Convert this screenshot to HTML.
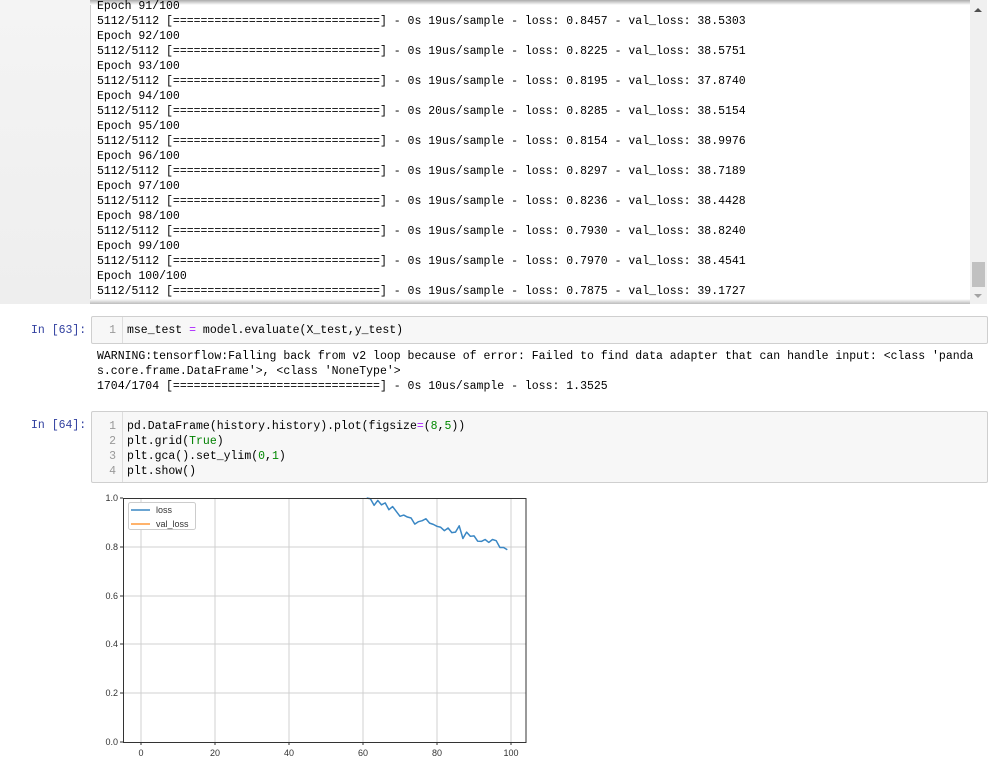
<!DOCTYPE html>
<html><head><meta charset="utf-8"><style>
body{margin:0;width:1001px;height:775px;background:#fff;position:relative;overflow:hidden;font-family:"Liberation Mono",monospace;font-size:11.5px;color:#000}
.abs{position:absolute}
pre{margin:0;font-family:"Liberation Mono",monospace;font-size:11.5px;line-height:15px;white-space:pre}
.prompt{color:#303f9f;font-size:11.5px}
.cell{position:absolute;left:91px;width:895px;background:#f7f7f7;border:1px solid #cfcfcf;border-radius:2px}
.ln{position:absolute;left:0;top:0;bottom:0;width:30px;border-right:1px solid #ddd;color:#999;text-align:right}
.ln pre{padding-right:6px}
.g{color:#008000}.n{color:#080}.o{color:#aa22ff}
</style></head><body>
<div class="abs" style="left:0;top:0;width:90px;height:304px;background:linear-gradient(#f4f4f4,#eeeeee);border-right:1px solid #ccc"></div>
<div class="abs" style="left:90px;top:0;width:880px;height:5px;background:linear-gradient(#aaa,#fff)"></div>
<div class="abs" style="left:90px;top:299px;width:880px;height:5px;background:linear-gradient(#fff,#bbb)"></div>
<div class="abs" style="left:970px;top:0;width:17px;height:304px;background:#f0f0f0"></div>
<div class="abs" style="left:972px;top:262px;width:13px;height:25px;background:#c1c1c1"></div>
<div class="abs" style="left:974px;top:8px;width:0;height:0;border-left:4px solid transparent;border-right:4px solid transparent;border-bottom:4px solid #505050"></div>
<div class="abs" style="left:974px;top:294px;width:0;height:0;border-left:4px solid transparent;border-right:4px solid transparent;border-top:4px solid #a3a3a3"></div>
<pre class="abs" style="left:97px;top:-1px">Epoch 91/100
5112/5112 [==============================] - 0s 19us/sample - loss: 0.8457 - val_loss: 38.5303
Epoch 92/100
5112/5112 [==============================] - 0s 19us/sample - loss: 0.8225 - val_loss: 38.5751
Epoch 93/100
5112/5112 [==============================] - 0s 19us/sample - loss: 0.8195 - val_loss: 37.8740
Epoch 94/100
5112/5112 [==============================] - 0s 20us/sample - loss: 0.8285 - val_loss: 38.5154
Epoch 95/100
5112/5112 [==============================] - 0s 19us/sample - loss: 0.8154 - val_loss: 38.9976
Epoch 96/100
5112/5112 [==============================] - 0s 19us/sample - loss: 0.8297 - val_loss: 38.7189
Epoch 97/100
5112/5112 [==============================] - 0s 19us/sample - loss: 0.8236 - val_loss: 38.4428
Epoch 98/100
5112/5112 [==============================] - 0s 19us/sample - loss: 0.7930 - val_loss: 38.8240
Epoch 99/100
5112/5112 [==============================] - 0s 19us/sample - loss: 0.7970 - val_loss: 38.4541
Epoch 100/100
5112/5112 [==============================] - 0s 19us/sample - loss: 0.7875 - val_loss: 39.1727</pre>

<pre class="abs prompt" style="left:31px;top:323px">In [63]:</pre>
<div class="cell" style="top:316px;height:26px"><div class="ln"><pre style="padding-top:6px">1</pre></div>
<pre class="abs" style="left:35px;top:6px">mse_test <span class="o">=</span> model.evaluate(X_test,y_test)</pre></div>
<pre class="abs" style="left:97px;top:349px">WARNING:tensorflow:Falling back from v2 loop because of error: Failed to find data adapter that can handle input: &lt;class 'panda
s.core.frame.DataFrame'&gt;, &lt;class 'NoneType'&gt;
1704/1704 [==============================] - 0s 10us/sample - loss: 1.3525</pre>

<pre class="abs prompt" style="left:31px;top:418px">In [64]:</pre>
<div class="cell" style="top:411px;height:70px"><div class="ln"><pre style="padding-top:7px">1
2
3
4</pre></div>
<pre class="abs" style="left:35px;top:7px">pd.DataFrame(history.history).plot(figsize<span class="o">=</span>(<span class="n">8</span>,<span class="n">5</span>))
plt.grid(<span class="g">True</span>)
plt.gca().set_ylim(<span class="n">0</span>,<span class="n">1</span>)
plt.show()</pre></div>

<svg class="abs" style="left:0;top:0" width="1001" height="775" font-family="Liberation Sans, sans-serif" font-size="9" fill="#333">
<g stroke="#d0d0d0" stroke-width="1">
<line x1="141" y1="498" x2="141" y2="742"/><line x1="215" y1="498" x2="215" y2="742"/><line x1="289" y1="498" x2="289" y2="742"/><line x1="363" y1="498" x2="363" y2="742"/><line x1="437" y1="498" x2="437" y2="742"/><line x1="511" y1="498" x2="511" y2="742"/>
<line x1="123" y1="547" x2="526" y2="547"/><line x1="123" y1="596" x2="526" y2="596"/><line x1="123" y1="644" x2="526" y2="644"/><line x1="123" y1="693" x2="526" y2="693"/>
</g>
<g transform="translate(141,742) scale(3.7,-244)">
<polyline fill="none" stroke="#3a87c4" stroke-width="1.5" vector-effect="non-scaling-stroke" stroke-linejoin="round" points="61,1.0 62,0.997 63,0.97 64,0.99 65,0.972 66,0.98 67,0.952 68,0.965 69,0.945 70,0.925 71,0.93 72,0.922 73,0.918 74,0.893 75,0.903 76,0.907 77,0.915 78,0.897 79,0.892 80,0.884 81,0.88 82,0.866 83,0.877 84,0.858 85,0.86 86,0.886 87,0.834 88,0.86 89,0.843 90,0.845 91,0.823 92,0.822 93,0.83 94,0.818 95,0.83 96,0.825 97,0.797 98,0.797 99,0.788"/>
</g>
<rect x="123.5" y="498.5" width="402.5" height="244" fill="none" stroke="#333" stroke-width="1"/>
<g stroke="#333"><line x1="141" y1="742" x2="141" y2="745"/><line x1="215" y1="742" x2="215" y2="745"/><line x1="289" y1="742" x2="289" y2="745"/><line x1="363" y1="742" x2="363" y2="745"/><line x1="437" y1="742" x2="437" y2="745"/><line x1="511" y1="742" x2="511" y2="745"/>
<line x1="120" y1="498" x2="123" y2="498"/><line x1="120" y1="547" x2="123" y2="547"/><line x1="120" y1="596" x2="123" y2="596"/><line x1="120" y1="644" x2="123" y2="644"/><line x1="120" y1="693" x2="123" y2="693"/><line x1="120" y1="742" x2="123" y2="742"/></g>
<g text-anchor="end"><text x="118" y="501">1.0</text><text x="118" y="550">0.8</text><text x="118" y="599">0.6</text><text x="118" y="647">0.4</text><text x="118" y="696">0.2</text><text x="118" y="745">0.0</text></g>
<g text-anchor="middle"><text x="141" y="756">0</text><text x="215" y="756">20</text><text x="289" y="756">40</text><text x="363" y="756">60</text><text x="437" y="756">80</text><text x="511" y="756">100</text></g>
<rect x="128.5" y="502.5" width="67" height="27" rx="2" fill="#fff" stroke="#ccc"/>
<line x1="131" y1="510" x2="150" y2="510" stroke="#3a87c4" stroke-width="1.5"/>
<line x1="131" y1="524" x2="150" y2="524" stroke="#ff9a3c" stroke-width="1.5"/>
<text x="156" y="513">loss</text><text x="156" y="527">val_loss</text>
</svg>
</body></html>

* _Problem to solve_:
Print out the material word for word, omitting the pictures.

* _Exercise output_:
Convert this screenshot to HTML.
<!DOCTYPE html>
<html><head><meta charset="utf-8"><style>
body{margin:0;width:1001px;height:775px;background:#fff;position:relative;overflow:hidden;font-family:"Liberation Mono",monospace;font-size:11.5px;color:#000}
.abs{position:absolute}
pre{margin:0;font-family:"Liberation Mono",monospace;font-size:11.5px;line-height:15px;white-space:pre}
.prompt{color:#303f9f;font-size:11.5px}
.cell{position:absolute;left:91px;width:895px;background:#f7f7f7;border:1px solid #cfcfcf;border-radius:2px}
.ln{position:absolute;left:0;top:0;bottom:0;width:30px;border-right:1px solid #ddd;color:#999;text-align:right}
.ln pre{padding-right:6px}
.g{color:#008000}.n{color:#080}.o{color:#aa22ff}
</style></head><body>
<div class="abs" style="left:0;top:0;width:90px;height:304px;background:linear-gradient(#f4f4f4,#eeeeee);border-right:1px solid #ccc"></div>
<div class="abs" style="left:90px;top:0;width:880px;height:5px;background:linear-gradient(#aaa,#fff)"></div>
<div class="abs" style="left:90px;top:299px;width:880px;height:5px;background:linear-gradient(#fff,#bbb)"></div>
<div class="abs" style="left:970px;top:0;width:17px;height:304px;background:#f0f0f0"></div>
<div class="abs" style="left:972px;top:262px;width:13px;height:25px;background:#c1c1c1"></div>
<div class="abs" style="left:974px;top:8px;width:0;height:0;border-left:4px solid transparent;border-right:4px solid transparent;border-bottom:4px solid #505050"></div>
<div class="abs" style="left:974px;top:294px;width:0;height:0;border-left:4px solid transparent;border-right:4px solid transparent;border-top:4px solid #a3a3a3"></div>
<pre class="abs" style="left:97px;top:-1px">Epoch 91/100
5112/5112 [==============================] - 0s 19us/sample - loss: 0.8457 - val_loss: 38.5303
Epoch 92/100
5112/5112 [==============================] - 0s 19us/sample - loss: 0.8225 - val_loss: 38.5751
Epoch 93/100
5112/5112 [==============================] - 0s 19us/sample - loss: 0.8195 - val_loss: 37.8740
Epoch 94/100
5112/5112 [==============================] - 0s 20us/sample - loss: 0.8285 - val_loss: 38.5154
Epoch 95/100
5112/5112 [==============================] - 0s 19us/sample - loss: 0.8154 - val_loss: 38.9976
Epoch 96/100
5112/5112 [==============================] - 0s 19us/sample - loss: 0.8297 - val_loss: 38.7189
Epoch 97/100
5112/5112 [==============================] - 0s 19us/sample - loss: 0.8236 - val_loss: 38.4428
Epoch 98/100
5112/5112 [==============================] - 0s 19us/sample - loss: 0.7930 - val_loss: 38.8240
Epoch 99/100
5112/5112 [==============================] - 0s 19us/sample - loss: 0.7970 - val_loss: 38.4541
Epoch 100/100
5112/5112 [==============================] - 0s 19us/sample - loss: 0.7875 - val_loss: 39.1727</pre>

<pre class="abs prompt" style="left:31px;top:323px">In [63]:</pre>
<div class="cell" style="top:316px;height:26px"><div class="ln"><pre style="padding-top:6px">1</pre></div>
<pre class="abs" style="left:35px;top:6px">mse_test <span class="o">=</span> model.evaluate(X_test,y_test)</pre></div>
<pre class="abs" style="left:97px;top:349px">WARNING:tensorflow:Falling back from v2 loop because of error: Failed to find data adapter that can handle input: &lt;class 'panda
s.core.frame.DataFrame'&gt;, &lt;class 'NoneType'&gt;
1704/1704 [==============================] - 0s 10us/sample - loss: 1.3525</pre>

<pre class="abs prompt" style="left:31px;top:418px">In [64]:</pre>
<div class="cell" style="top:411px;height:70px"><div class="ln"><pre style="padding-top:7px">1
2
3
4</pre></div>
<pre class="abs" style="left:35px;top:7px">pd.DataFrame(history.history).plot(figsize<span class="o">=</span>(<span class="n">8</span>,<span class="n">5</span>))
plt.grid(<span class="g">True</span>)
plt.gca().set_ylim(<span class="n">0</span>,<span class="n">1</span>)
plt.show()</pre></div>

<svg class="abs" style="left:0;top:0" width="1001" height="775" font-family="Liberation Sans, sans-serif" font-size="9" fill="#333">
<g stroke="#d0d0d0" stroke-width="1">
<line x1="141" y1="498" x2="141" y2="742"/><line x1="215" y1="498" x2="215" y2="742"/><line x1="289" y1="498" x2="289" y2="742"/><line x1="363" y1="498" x2="363" y2="742"/><line x1="437" y1="498" x2="437" y2="742"/><line x1="511" y1="498" x2="511" y2="742"/>
<line x1="123" y1="547" x2="526" y2="547"/><line x1="123" y1="596" x2="526" y2="596"/><line x1="123" y1="644" x2="526" y2="644"/><line x1="123" y1="693" x2="526" y2="693"/>
</g>
<g transform="translate(141,742) scale(3.7,-244)">
<polyline fill="none" stroke="#3a87c4" stroke-width="1.5" vector-effect="non-scaling-stroke" stroke-linejoin="round" points="61,1.0 62,0.997 63,0.97 64,0.99 65,0.972 66,0.98 67,0.952 68,0.965 69,0.945 70,0.925 71,0.93 72,0.922 73,0.918 74,0.893 75,0.903 76,0.907 77,0.915 78,0.897 79,0.892 80,0.884 81,0.88 82,0.866 83,0.877 84,0.858 85,0.86 86,0.886 87,0.834 88,0.86 89,0.843 90,0.845 91,0.823 92,0.822 93,0.83 94,0.818 95,0.83 96,0.825 97,0.797 98,0.797 99,0.788"/>
</g>
<rect x="123.5" y="498.5" width="402.5" height="244" fill="none" stroke="#333" stroke-width="1"/>
<g stroke="#333"><line x1="141" y1="742" x2="141" y2="745"/><line x1="215" y1="742" x2="215" y2="745"/><line x1="289" y1="742" x2="289" y2="745"/><line x1="363" y1="742" x2="363" y2="745"/><line x1="437" y1="742" x2="437" y2="745"/><line x1="511" y1="742" x2="511" y2="745"/>
<line x1="120" y1="498" x2="123" y2="498"/><line x1="120" y1="547" x2="123" y2="547"/><line x1="120" y1="596" x2="123" y2="596"/><line x1="120" y1="644" x2="123" y2="644"/><line x1="120" y1="693" x2="123" y2="693"/><line x1="120" y1="742" x2="123" y2="742"/></g>
<g text-anchor="end"><text x="118" y="501">1.0</text><text x="118" y="550">0.8</text><text x="118" y="599">0.6</text><text x="118" y="647">0.4</text><text x="118" y="696">0.2</text><text x="118" y="745">0.0</text></g>
<g text-anchor="middle"><text x="141" y="756">0</text><text x="215" y="756">20</text><text x="289" y="756">40</text><text x="363" y="756">60</text><text x="437" y="756">80</text><text x="511" y="756">100</text></g>
<rect x="128.5" y="502.5" width="67" height="27" rx="2" fill="#fff" stroke="#ccc"/>
<line x1="131" y1="510" x2="150" y2="510" stroke="#3a87c4" stroke-width="1.5"/>
<line x1="131" y1="524" x2="150" y2="524" stroke="#ff9a3c" stroke-width="1.5"/>
<text x="156" y="513">loss</text><text x="156" y="527">val_loss</text>
</svg>
</body></html>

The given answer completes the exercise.